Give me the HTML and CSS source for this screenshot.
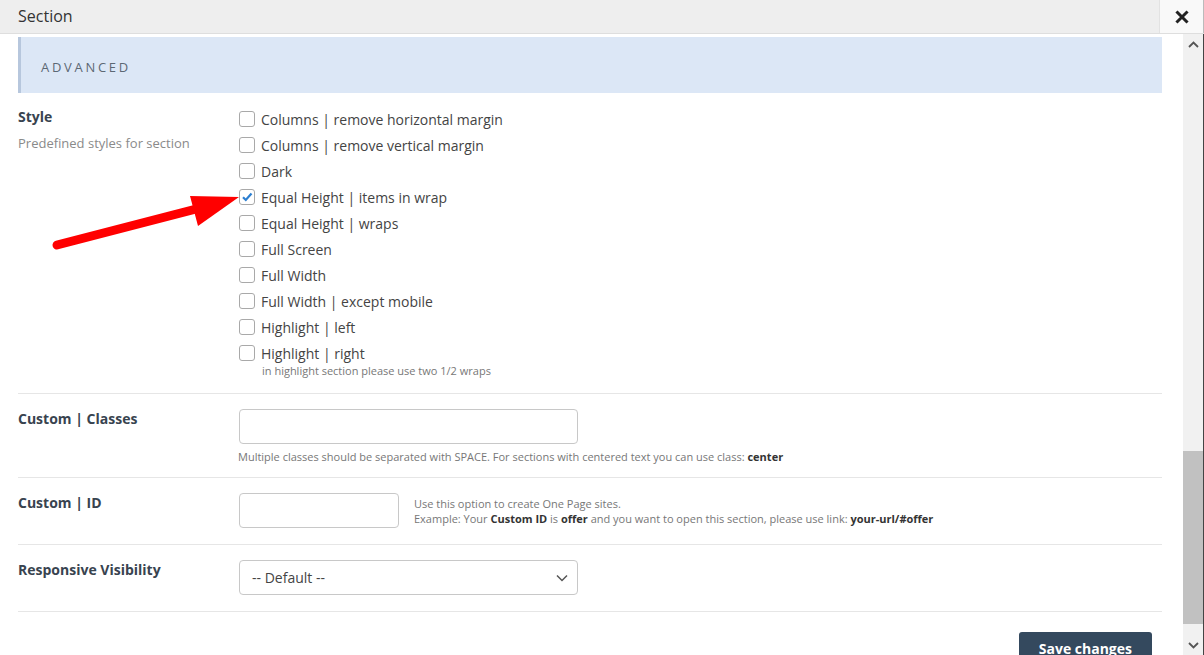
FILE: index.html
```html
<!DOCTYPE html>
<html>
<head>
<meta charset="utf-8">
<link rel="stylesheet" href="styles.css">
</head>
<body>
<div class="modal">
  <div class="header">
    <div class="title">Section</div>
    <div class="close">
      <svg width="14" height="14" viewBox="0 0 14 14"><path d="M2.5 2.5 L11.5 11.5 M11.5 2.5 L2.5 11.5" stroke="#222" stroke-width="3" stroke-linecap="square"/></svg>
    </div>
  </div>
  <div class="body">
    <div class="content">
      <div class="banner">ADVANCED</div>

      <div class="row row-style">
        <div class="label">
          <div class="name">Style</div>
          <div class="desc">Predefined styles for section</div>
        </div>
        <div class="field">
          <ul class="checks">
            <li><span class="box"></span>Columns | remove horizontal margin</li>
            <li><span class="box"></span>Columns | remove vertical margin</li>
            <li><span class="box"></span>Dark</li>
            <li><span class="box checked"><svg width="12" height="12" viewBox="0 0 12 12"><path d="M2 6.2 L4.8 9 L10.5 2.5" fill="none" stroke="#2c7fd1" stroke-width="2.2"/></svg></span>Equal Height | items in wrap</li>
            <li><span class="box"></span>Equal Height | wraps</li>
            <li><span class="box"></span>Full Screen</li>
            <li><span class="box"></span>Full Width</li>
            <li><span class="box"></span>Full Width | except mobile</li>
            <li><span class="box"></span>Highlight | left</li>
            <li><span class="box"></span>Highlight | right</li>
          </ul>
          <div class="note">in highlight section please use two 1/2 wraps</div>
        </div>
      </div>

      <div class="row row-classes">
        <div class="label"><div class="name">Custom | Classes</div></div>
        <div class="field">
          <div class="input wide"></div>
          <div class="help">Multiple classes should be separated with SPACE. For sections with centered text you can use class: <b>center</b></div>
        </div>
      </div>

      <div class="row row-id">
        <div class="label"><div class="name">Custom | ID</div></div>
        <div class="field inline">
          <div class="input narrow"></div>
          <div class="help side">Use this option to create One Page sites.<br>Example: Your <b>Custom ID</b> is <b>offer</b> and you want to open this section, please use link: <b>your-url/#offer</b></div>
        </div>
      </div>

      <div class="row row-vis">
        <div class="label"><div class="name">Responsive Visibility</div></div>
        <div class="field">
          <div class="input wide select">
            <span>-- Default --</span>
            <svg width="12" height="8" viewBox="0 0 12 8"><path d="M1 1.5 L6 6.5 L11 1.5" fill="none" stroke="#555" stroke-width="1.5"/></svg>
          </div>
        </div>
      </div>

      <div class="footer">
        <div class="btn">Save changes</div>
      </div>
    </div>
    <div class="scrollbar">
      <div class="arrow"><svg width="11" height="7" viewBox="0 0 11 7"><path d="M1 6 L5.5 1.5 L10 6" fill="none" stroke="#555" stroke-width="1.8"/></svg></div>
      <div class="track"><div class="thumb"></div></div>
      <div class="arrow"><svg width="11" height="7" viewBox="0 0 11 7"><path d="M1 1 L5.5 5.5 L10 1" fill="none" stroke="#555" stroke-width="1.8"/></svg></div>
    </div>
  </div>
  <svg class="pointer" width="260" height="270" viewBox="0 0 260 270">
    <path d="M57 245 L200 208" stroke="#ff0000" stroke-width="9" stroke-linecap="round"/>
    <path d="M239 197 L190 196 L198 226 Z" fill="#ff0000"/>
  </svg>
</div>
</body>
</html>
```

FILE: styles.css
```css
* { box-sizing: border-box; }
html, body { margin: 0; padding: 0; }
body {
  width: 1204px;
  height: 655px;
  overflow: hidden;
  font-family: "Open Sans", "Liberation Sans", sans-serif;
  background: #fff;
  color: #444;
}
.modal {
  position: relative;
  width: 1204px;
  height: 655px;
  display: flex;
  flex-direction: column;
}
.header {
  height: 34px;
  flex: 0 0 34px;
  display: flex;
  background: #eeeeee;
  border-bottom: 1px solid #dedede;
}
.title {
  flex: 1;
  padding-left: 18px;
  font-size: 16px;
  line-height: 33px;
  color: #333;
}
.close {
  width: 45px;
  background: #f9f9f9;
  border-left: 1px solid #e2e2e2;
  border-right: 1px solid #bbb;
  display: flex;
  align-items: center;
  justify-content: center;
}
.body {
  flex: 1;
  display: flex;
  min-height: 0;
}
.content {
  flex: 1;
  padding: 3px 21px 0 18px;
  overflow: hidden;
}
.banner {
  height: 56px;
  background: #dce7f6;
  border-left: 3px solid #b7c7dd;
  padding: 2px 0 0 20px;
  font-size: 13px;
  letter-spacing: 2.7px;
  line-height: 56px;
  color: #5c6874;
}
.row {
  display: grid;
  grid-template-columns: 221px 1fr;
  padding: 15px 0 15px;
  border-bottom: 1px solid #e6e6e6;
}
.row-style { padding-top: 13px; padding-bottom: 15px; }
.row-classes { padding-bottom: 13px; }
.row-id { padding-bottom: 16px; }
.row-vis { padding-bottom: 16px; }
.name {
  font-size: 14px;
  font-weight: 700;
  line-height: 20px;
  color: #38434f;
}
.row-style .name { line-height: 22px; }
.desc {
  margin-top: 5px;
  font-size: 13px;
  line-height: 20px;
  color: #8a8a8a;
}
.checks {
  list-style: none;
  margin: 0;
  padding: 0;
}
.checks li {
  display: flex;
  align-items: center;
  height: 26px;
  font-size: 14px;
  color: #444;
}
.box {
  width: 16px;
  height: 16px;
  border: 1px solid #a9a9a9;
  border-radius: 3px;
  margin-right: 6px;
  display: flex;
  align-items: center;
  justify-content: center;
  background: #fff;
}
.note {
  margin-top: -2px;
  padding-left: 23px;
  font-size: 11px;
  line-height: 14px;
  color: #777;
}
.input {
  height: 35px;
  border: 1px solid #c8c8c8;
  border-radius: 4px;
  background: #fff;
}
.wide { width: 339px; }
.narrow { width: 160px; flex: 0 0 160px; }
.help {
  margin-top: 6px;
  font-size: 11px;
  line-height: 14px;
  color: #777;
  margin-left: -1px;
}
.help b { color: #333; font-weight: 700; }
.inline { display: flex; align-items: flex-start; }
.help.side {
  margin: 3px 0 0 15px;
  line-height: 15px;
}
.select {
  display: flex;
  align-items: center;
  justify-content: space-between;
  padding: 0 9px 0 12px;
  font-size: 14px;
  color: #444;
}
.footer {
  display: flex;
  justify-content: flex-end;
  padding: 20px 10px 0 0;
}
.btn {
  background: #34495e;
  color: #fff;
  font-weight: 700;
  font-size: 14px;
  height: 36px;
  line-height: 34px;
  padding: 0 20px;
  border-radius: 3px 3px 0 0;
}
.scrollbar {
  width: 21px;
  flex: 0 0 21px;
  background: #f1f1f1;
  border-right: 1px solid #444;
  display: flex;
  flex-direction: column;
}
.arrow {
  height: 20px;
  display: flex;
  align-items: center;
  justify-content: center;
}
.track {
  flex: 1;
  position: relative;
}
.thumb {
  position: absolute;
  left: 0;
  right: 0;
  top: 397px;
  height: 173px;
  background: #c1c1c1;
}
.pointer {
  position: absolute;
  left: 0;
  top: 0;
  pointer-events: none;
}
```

----------------------------------------

Given exercise: Repeat all of the data above word for word, minus the pictures.

Exercise result:
Give me the HTML and CSS source for this screenshot.
FILE: index.html
```html
<!DOCTYPE html>
<html>
<head>
<meta charset="utf-8">
<link rel="stylesheet" href="styles.css">
</head>
<body>
<div class="modal">
  <div class="header">
    <div class="title">Section</div>
    <div class="close">
      <svg width="14" height="14" viewBox="0 0 14 14"><path d="M2.5 2.5 L11.5 11.5 M11.5 2.5 L2.5 11.5" stroke="#222" stroke-width="3" stroke-linecap="square"/></svg>
    </div>
  </div>
  <div class="body">
    <div class="content">
      <div class="banner">ADVANCED</div>

      <div class="row row-style">
        <div class="label">
          <div class="name">Style</div>
          <div class="desc">Predefined styles for section</div>
        </div>
        <div class="field">
          <ul class="checks">
            <li><span class="box"></span>Columns | remove horizontal margin</li>
            <li><span class="box"></span>Columns | remove vertical margin</li>
            <li><span class="box"></span>Dark</li>
            <li><span class="box checked"><svg width="12" height="12" viewBox="0 0 12 12"><path d="M2 6.2 L4.8 9 L10.5 2.5" fill="none" stroke="#2c7fd1" stroke-width="2.2"/></svg></span>Equal Height | items in wrap</li>
            <li><span class="box"></span>Equal Height | wraps</li>
            <li><span class="box"></span>Full Screen</li>
            <li><span class="box"></span>Full Width</li>
            <li><span class="box"></span>Full Width | except mobile</li>
            <li><span class="box"></span>Highlight | left</li>
            <li><span class="box"></span>Highlight | right</li>
          </ul>
          <div class="note">in highlight section please use two 1/2 wraps</div>
        </div>
      </div>

      <div class="row row-classes">
        <div class="label"><div class="name">Custom | Classes</div></div>
        <div class="field">
          <div class="input wide"></div>
          <div class="help">Multiple classes should be separated with SPACE. For sections with centered text you can use class: <b>center</b></div>
        </div>
      </div>

      <div class="row row-id">
        <div class="label"><div class="name">Custom | ID</div></div>
        <div class="field inline">
          <div class="input narrow"></div>
          <div class="help side">Use this option to create One Page sites.<br>Example: Your <b>Custom ID</b> is <b>offer</b> and you want to open this section, please use link: <b>your-url/#offer</b></div>
        </div>
      </div>

      <div class="row row-vis">
        <div class="label"><div class="name">Responsive Visibility</div></div>
        <div class="field">
          <div class="input wide select">
            <span>-- Default --</span>
            <svg width="12" height="8" viewBox="0 0 12 8"><path d="M1 1.5 L6 6.5 L11 1.5" fill="none" stroke="#555" stroke-width="1.5"/></svg>
          </div>
        </div>
      </div>

      <div class="footer">
        <div class="btn">Save changes</div>
      </div>
    </div>
    <div class="scrollbar">
      <div class="arrow"><svg width="11" height="7" viewBox="0 0 11 7"><path d="M1 6 L5.5 1.5 L10 6" fill="none" stroke="#555" stroke-width="1.8"/></svg></div>
      <div class="track"><div class="thumb"></div></div>
      <div class="arrow"><svg width="11" height="7" viewBox="0 0 11 7"><path d="M1 1 L5.5 5.5 L10 1" fill="none" stroke="#555" stroke-width="1.8"/></svg></div>
    </div>
  </div>
  <svg class="pointer" width="260" height="270" viewBox="0 0 260 270">
    <path d="M57 245 L200 208" stroke="#ff0000" stroke-width="9" stroke-linecap="round"/>
    <path d="M239 197 L190 196 L198 226 Z" fill="#ff0000"/>
  </svg>
</div>
</body>
</html>
```

FILE: styles.css
```css
* { box-sizing: border-box; }
html, body { margin: 0; padding: 0; }
body {
  width: 1204px;
  height: 655px;
  overflow: hidden;
  font-family: "Open Sans", "Liberation Sans", sans-serif;
  background: #fff;
  color: #444;
}
.modal {
  position: relative;
  width: 1204px;
  height: 655px;
  display: flex;
  flex-direction: column;
}
.header {
  height: 34px;
  flex: 0 0 34px;
  display: flex;
  background: #eeeeee;
  border-bottom: 1px solid #dedede;
}
.title {
  flex: 1;
  padding-left: 18px;
  font-size: 16px;
  line-height: 33px;
  color: #333;
}
.close {
  width: 45px;
  background: #f9f9f9;
  border-left: 1px solid #e2e2e2;
  border-right: 1px solid #bbb;
  display: flex;
  align-items: center;
  justify-content: center;
}
.body {
  flex: 1;
  display: flex;
  min-height: 0;
}
.content {
  flex: 1;
  padding: 3px 21px 0 18px;
  overflow: hidden;
}
.banner {
  height: 56px;
  background: #dce7f6;
  border-left: 3px solid #b7c7dd;
  padding: 2px 0 0 20px;
  font-size: 13px;
  letter-spacing: 2.7px;
  line-height: 56px;
  color: #5c6874;
}
.row {
  display: grid;
  grid-template-columns: 221px 1fr;
  padding: 15px 0 15px;
  border-bottom: 1px solid #e6e6e6;
}
.row-style { padding-top: 13px; padding-bottom: 15px; }
.row-classes { padding-bottom: 13px; }
.row-id { padding-bottom: 16px; }
.row-vis { padding-bottom: 16px; }
.name {
  font-size: 14px;
  font-weight: 700;
  line-height: 20px;
  color: #38434f;
}
.row-style .name { line-height: 22px; }
.desc {
  margin-top: 5px;
  font-size: 13px;
  line-height: 20px;
  color: #8a8a8a;
}
.checks {
  list-style: none;
  margin: 0;
  padding: 0;
}
.checks li {
  display: flex;
  align-items: center;
  height: 26px;
  font-size: 14px;
  color: #444;
}
.box {
  width: 16px;
  height: 16px;
  border: 1px solid #a9a9a9;
  border-radius: 3px;
  margin-right: 6px;
  display: flex;
  align-items: center;
  justify-content: center;
  background: #fff;
}
.note {
  margin-top: -2px;
  padding-left: 23px;
  font-size: 11px;
  line-height: 14px;
  color: #777;
}
.input {
  height: 35px;
  border: 1px solid #c8c8c8;
  border-radius: 4px;
  background: #fff;
}
.wide { width: 339px; }
.narrow { width: 160px; flex: 0 0 160px; }
.help {
  margin-top: 6px;
  font-size: 11px;
  line-height: 14px;
  color: #777;
  margin-left: -1px;
}
.help b { color: #333; font-weight: 700; }
.inline { display: flex; align-items: flex-start; }
.help.side {
  margin: 3px 0 0 15px;
  line-height: 15px;
}
.select {
  display: flex;
  align-items: center;
  justify-content: space-between;
  padding: 0 9px 0 12px;
  font-size: 14px;
  color: #444;
}
.footer {
  display: flex;
  justify-content: flex-end;
  padding: 20px 10px 0 0;
}
.btn {
  background: #34495e;
  color: #fff;
  font-weight: 700;
  font-size: 14px;
  height: 36px;
  line-height: 34px;
  padding: 0 20px;
  border-radius: 3px 3px 0 0;
}
.scrollbar {
  width: 21px;
  flex: 0 0 21px;
  background: #f1f1f1;
  border-right: 1px solid #444;
  display: flex;
  flex-direction: column;
}
.arrow {
  height: 20px;
  display: flex;
  align-items: center;
  justify-content: center;
}
.track {
  flex: 1;
  position: relative;
}
.thumb {
  position: absolute;
  left: 0;
  right: 0;
  top: 397px;
  height: 173px;
  background: #c1c1c1;
}
.pointer {
  position: absolute;
  left: 0;
  top: 0;
  pointer-events: none;
}
```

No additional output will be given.